Looks as if main2 is reversed. You can either physically reverse it in the panel, or toggle the reverse checkbox in the setup menu.

OK, sorry, this was total user error. The CTs were physically reversed but I had also “reversed” main_1 in the setup. I thought I had triple-checked everything. Now the CTs are reversed and the setup left normal.

It was main 2 that was reversed. If you unchecked reverse on main1 you would need to check it again and also check reverse on main2.

Alternatively, you can leave it as it is now (neither reversed box checkedj and reverse the VT in its socket.

As the sun goes down, the desired result is that both mains show positive.

I have same Siemens panel, new as I just installed Solar. The mains coming in, L1 and L2 have foor wires, like the picture other post shows.

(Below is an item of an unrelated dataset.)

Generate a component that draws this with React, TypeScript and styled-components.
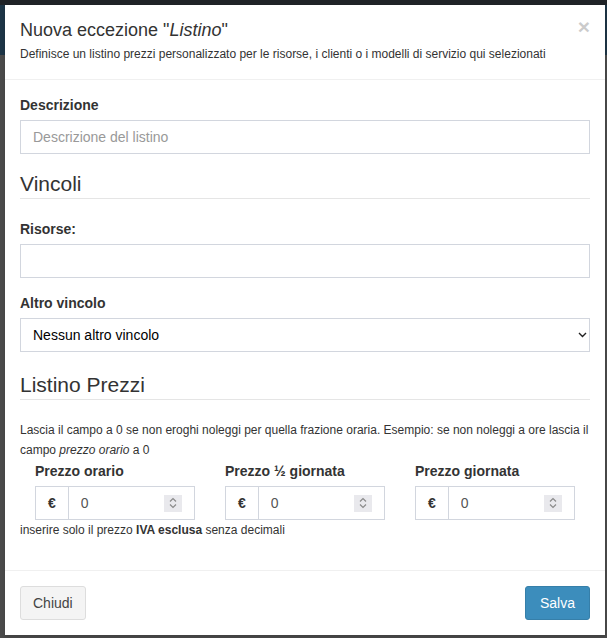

  1. I cannot get into that part of the panel as it is locked by the energy company.
  2. Even if I could, and I have sat, any power sent back to grid would be measured, which i do not want.
  3. As the mains within this panel is so tight, any options with using Rogowski coils instead of CTs?
  4. Rogowski coil options would be great for tight spaces, but I see no options for Iotawatt (or others on market for home use, but in higher end solutions (corporate/commercial).

Don’t really understand what you mean by this. If you measure the mains and your solar production exceeds your usage, the mains go negative. If you don’t want that, you don’t want to measure your mains, end of problem.

Negative. Not sure you could get one in there anyway. The mains alternate phases so one leg is 1,3 and the other is 2,4. You would need to join the weaver’s union.

As previously outlined, the easiest and most straightforward way is to get inside that lower left compartment and install a couple of 200A CTs. There’s tons of room in there.

Otherwise, there only other option with this panel is to measure everything else and add it all up in the IoTaWatt. Not as hard as it sounds if you combine some of the circuits into one CT. See the docs on that.